Following this, we invoke drop on the three columns that we can remove:

filename = 'J1_VIIRS_C2_USA_contiguous_and_Hawaii_7d.csv'
df = (
    pd
    .read_csv(filename)
    .assign(date = lambda df_: pd.to_datetime(
        df_['acq_date'] + ' ' + df_['acq_time'].astype(str).str.zfill(4),
        format='%Y-%m-%d %H%M'))
    .drop(columns=['acq_date', 'acq_time', 'satellite'])
)

The result is a data frame with 7,895 rows and 11 columns.

Create a GeoDataFrame based on the data in the regular Pandas data frame you created. Use the latitude and longitude columns to create the special geometry column. Use the EPSG:4326 coordinate reference system (CRS).

GeoPandas defines a subclass of DataFrame known as a GeoDataFrame. The big difference between the two is that everyGeoDataFrame has a special geometry column, which we can use to perform special geographic calculations. In all other ways, a GeoDataFrame is the same as a regular data frame.

To get a GeoDataFrame from what we've created in df, we need to invoke geopandas.GeoDataFrame, passing it df. But then we need to tell it how to define the geometry column. In this case, it's pretty simple – df has longitude and latitude columns, and GeoPandas has a special geopandas.points_from_xy function, designed for precisely these occasions.

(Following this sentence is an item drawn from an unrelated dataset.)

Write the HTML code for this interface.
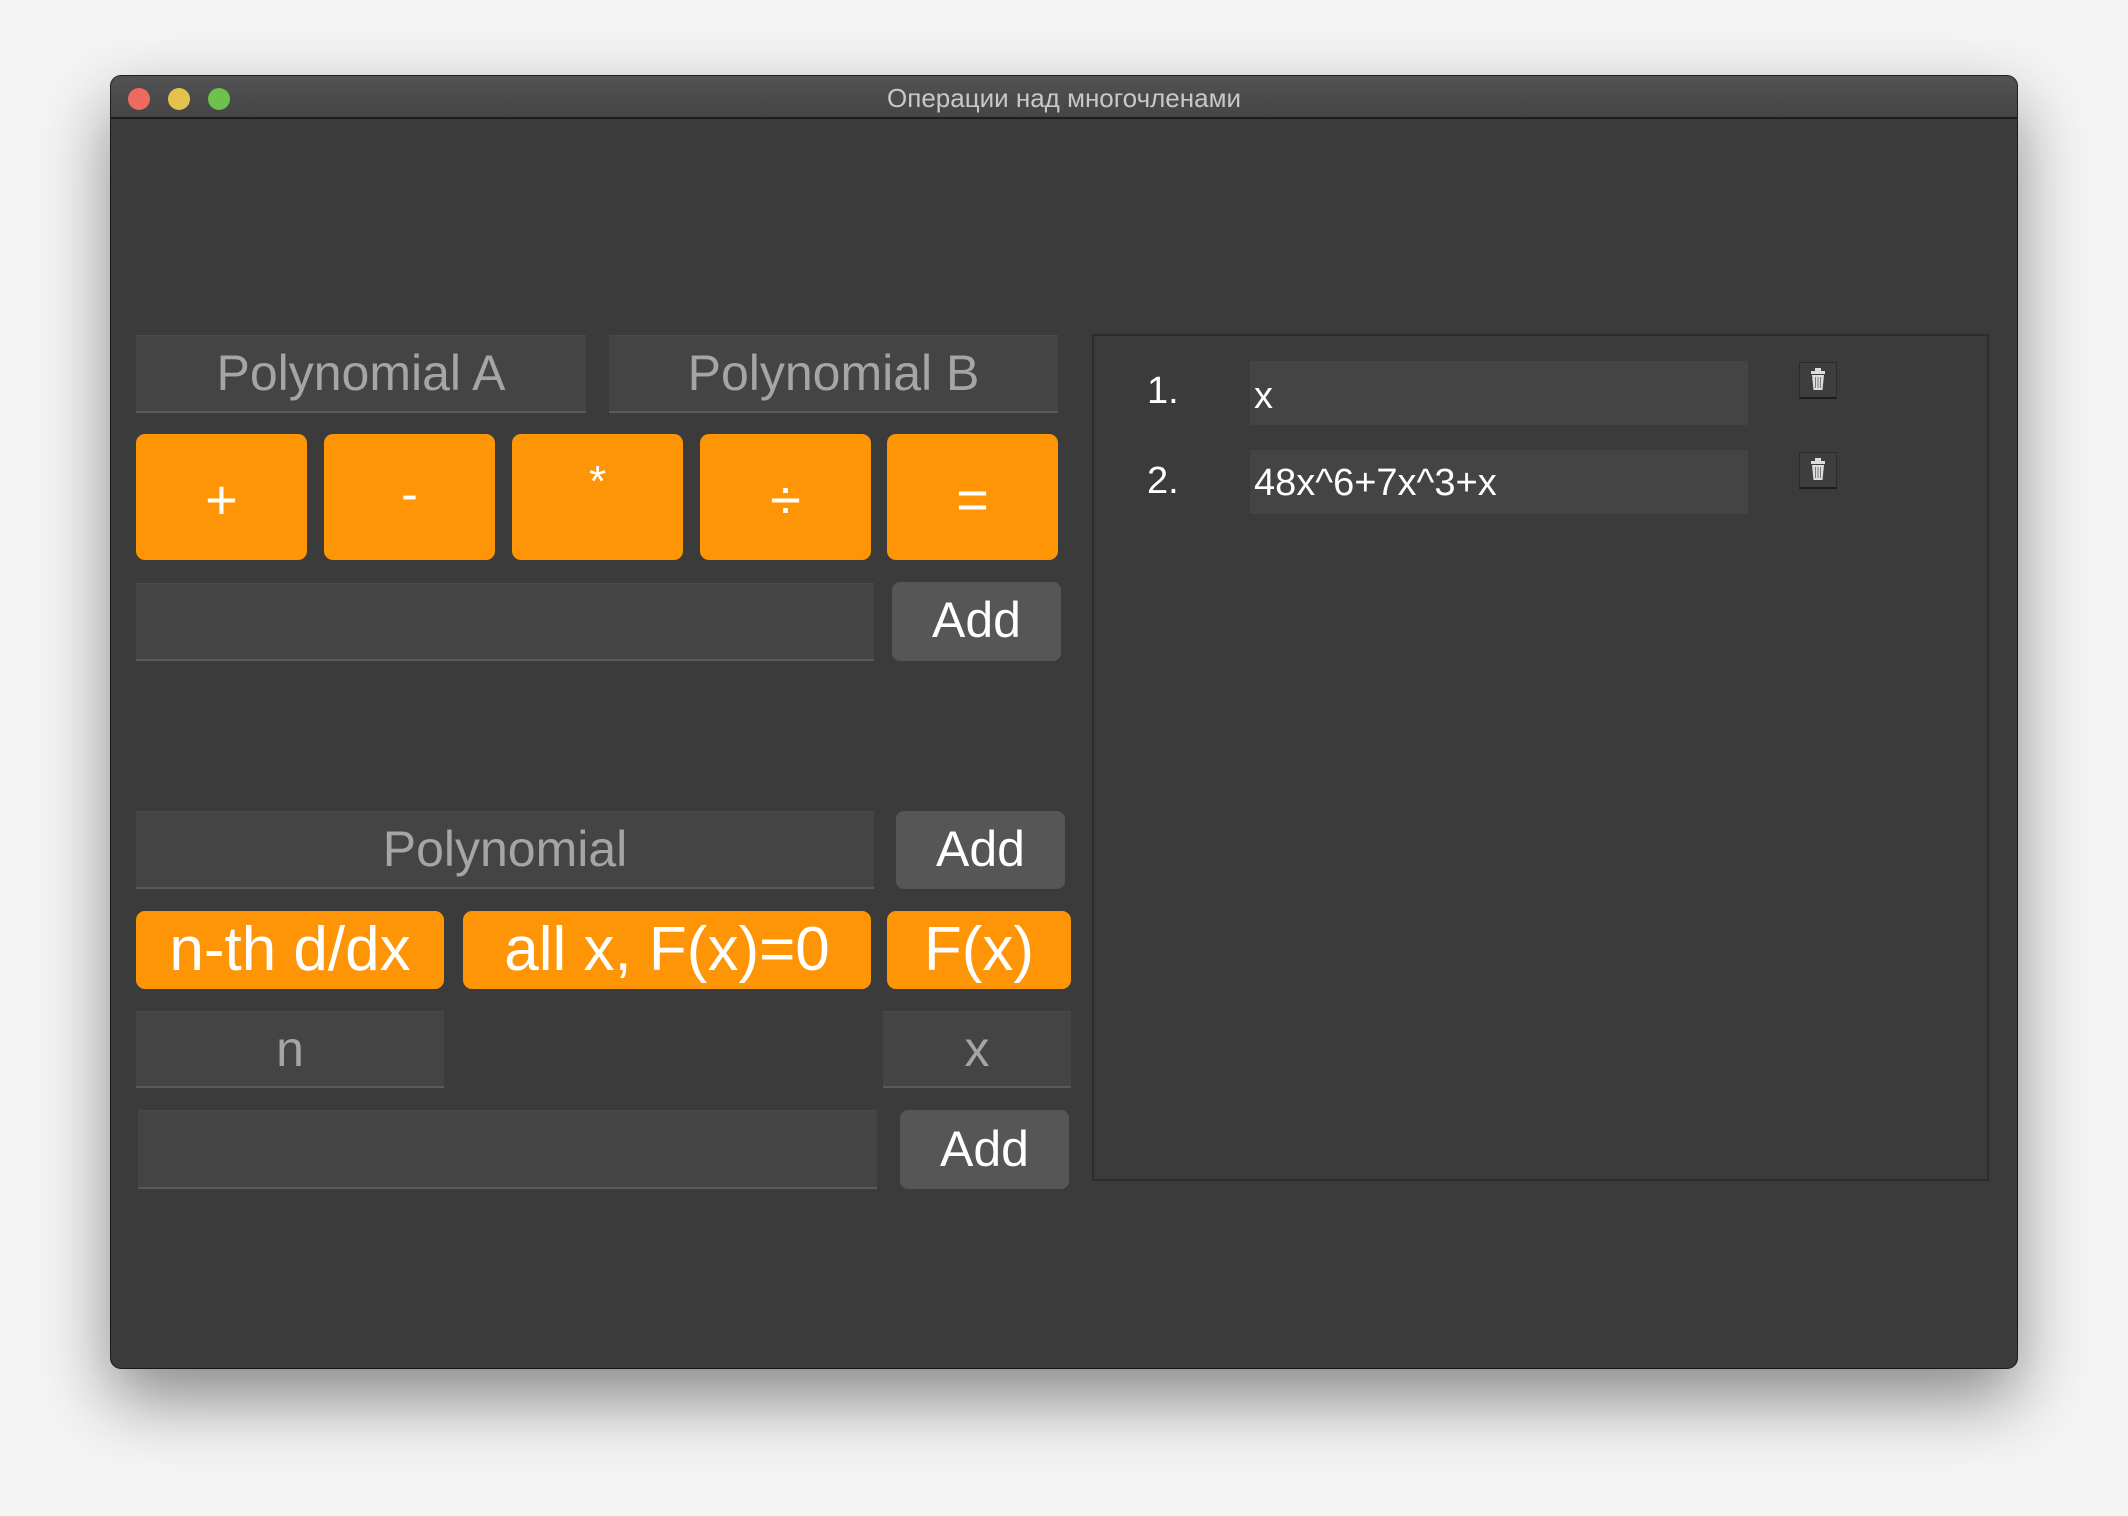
<!DOCTYPE html>
<html><head><meta charset="utf-8"><style>
*{margin:0;padding:0;box-sizing:border-box}
body{width:2128px;height:1516px;background:#f4f4f4;position:relative;overflow:hidden;font-family:"Liberation Sans","DejaVu Sans",sans-serif}
.win{position:absolute;left:111px;top:76px;width:1906px;height:1292px;background:#3b3b3b;border-radius:10px;box-shadow:0 30px 70px rgba(0,0,0,.45),0 0 0 1px #222;overflow:hidden}
.tb{position:absolute;left:0;top:0;width:100%;height:43px;background:linear-gradient(#525252,#454545);border-bottom:2px solid #1e1e1e;text-align:center;color:#c8c8c8;font-size:26px;line-height:45px}
.dot{position:absolute;top:12px;width:22px;height:22px;border-radius:50%}
.a{position:absolute}
.fld{position:absolute;background:#444;border-bottom:2px solid #5a5a5a;border-top:1px solid #4a4a4a;color:#a5a5a5;font-size:50px;text-align:center}
.or{position:absolute;background:#fe9507;border-radius:9px;color:#fff;text-align:center}
.btn{position:absolute;background:#565656;border-radius:8px;color:#fff;font-size:50px;text-align:center}
.trash{position:absolute;width:38px;height:37px;background:#3e3e3e;border:1px solid #2a2a2a;border-bottom:2px solid #1c1c1c}
</style></head><body>
<div class="win">
<div class="tb">Операции над многочленами
<div class="dot" style="left:17px;background:#ee6a5f"></div>
<div class="dot" style="left:57px;background:#e3c24f"></div>
<div class="dot" style="left:97px;background:#6cc24a"></div>
</div>
</div>
<div class="fld" style="left:136px;top:335px;width:450px;height:78px;line-height:74px">Polynomial A</div>
<div class="fld" style="left:609px;top:335px;width:449px;height:78px;line-height:74px">Polynomial B</div>
<div class="or" style="left:136px;top:434px;width:171px;height:126px;font-size:56px;line-height:132px">+</div>
<div class="or" style="left:324px;top:434px;width:171px;height:126px;font-size:50px;line-height:120px">-</div>
<div class="or" style="left:512px;top:434px;width:171px;height:126px;font-size:44px;line-height:96px">*</div>
<div class="or" style="left:700px;top:434px;width:171px;height:126px;font-size:56px;line-height:132px">÷</div>
<div class="or" style="left:887px;top:434px;width:171px;height:126px;font-size:56px;line-height:132px">=</div>
<div class="fld" style="left:136px;top:583px;width:738px;height:78px"></div>
<div class="btn" style="left:892px;top:582px;width:169px;height:79px;line-height:76px">Add</div>
<div class="fld" style="left:136px;top:811px;width:738px;height:78px;line-height:74px">Polynomial</div>
<div class="btn" style="left:896px;top:811px;width:169px;height:78px;line-height:76px">Add</div>
<div class="or" style="left:136px;top:911px;width:308px;height:78px;font-size:62px;line-height:78px">n-th d/dx</div>
<div class="or" style="left:463px;top:911px;width:408px;height:78px;font-size:62px;line-height:78px">all x, F(x)=0</div>
<div class="or" style="left:887px;top:911px;width:184px;height:78px;font-size:62px;line-height:78px">F(x)</div>
<div class="fld" style="left:136px;top:1011px;width:308px;height:77px;line-height:74px">n</div>
<div class="fld" style="left:883px;top:1011px;width:188px;height:77px;line-height:74px">x</div>
<div class="fld" style="left:138px;top:1110px;width:739px;height:79px"></div>
<div class="btn" style="left:900px;top:1110px;width:169px;height:79px;line-height:78px">Add</div>
<div class="a" style="left:1092px;top:334px;width:897px;height:847px;border:2px solid #2c2c2c;background:#3b3b3b"></div>
<div class="a" style="left:1147px;top:370px;color:#fff;font-size:38px">1.</div>
<div class="a" style="left:1250px;top:361px;width:498px;height:64px;background:#444;color:#fff;font-size:38px;padding:14px 0 0 4px">x</div>
<div class="a" style="left:1147px;top:460px;color:#fff;font-size:38px">2.</div>
<div class="a" style="left:1250px;top:450px;width:498px;height:64px;background:#444;color:#fff;font-size:38px;padding:12px 0 0 4px">48x^6+7x^3+x</div>
<div class="trash" style="left:1799px;top:362px"><svg width="36" height="34" viewBox="0 0 36 34"><rect x="15" y="5" width="6" height="3" fill="#ddd"/><rect x="11" y="8" width="14" height="3" fill="#ddd"/><path d="M12 12h12l-1.5 15h-9z" fill="#ddd"/><path d="M15.5 14v11M18 14v11M20.5 14v11" stroke="#777" stroke-width="1"/></svg></div>
<div class="trash" style="left:1799px;top:452px"><svg width="36" height="34" viewBox="0 0 36 34"><rect x="15" y="5" width="6" height="3" fill="#ddd"/><rect x="11" y="8" width="14" height="3" fill="#ddd"/><path d="M12 12h12l-1.5 15h-9z" fill="#ddd"/><path d="M15.5 14v11M18 14v11M20.5 14v11" stroke="#777" stroke-width="1"/></svg></div>
</body></html>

We invoke the function on df, passing the keyword arguments that tell it what to use for longitude and latitude. We also have to indicate which coordinate reference system (CRS) we want to use; in this case, I asked you to choose EPSG:4326, which is often used in GPS systems (https://epsg.io/4326).

We create gdf, the GeoDataFrame, and it's just like df was before it – but now it has a geometry column, one with POINT objects that represent the location of where the satellite picked up information.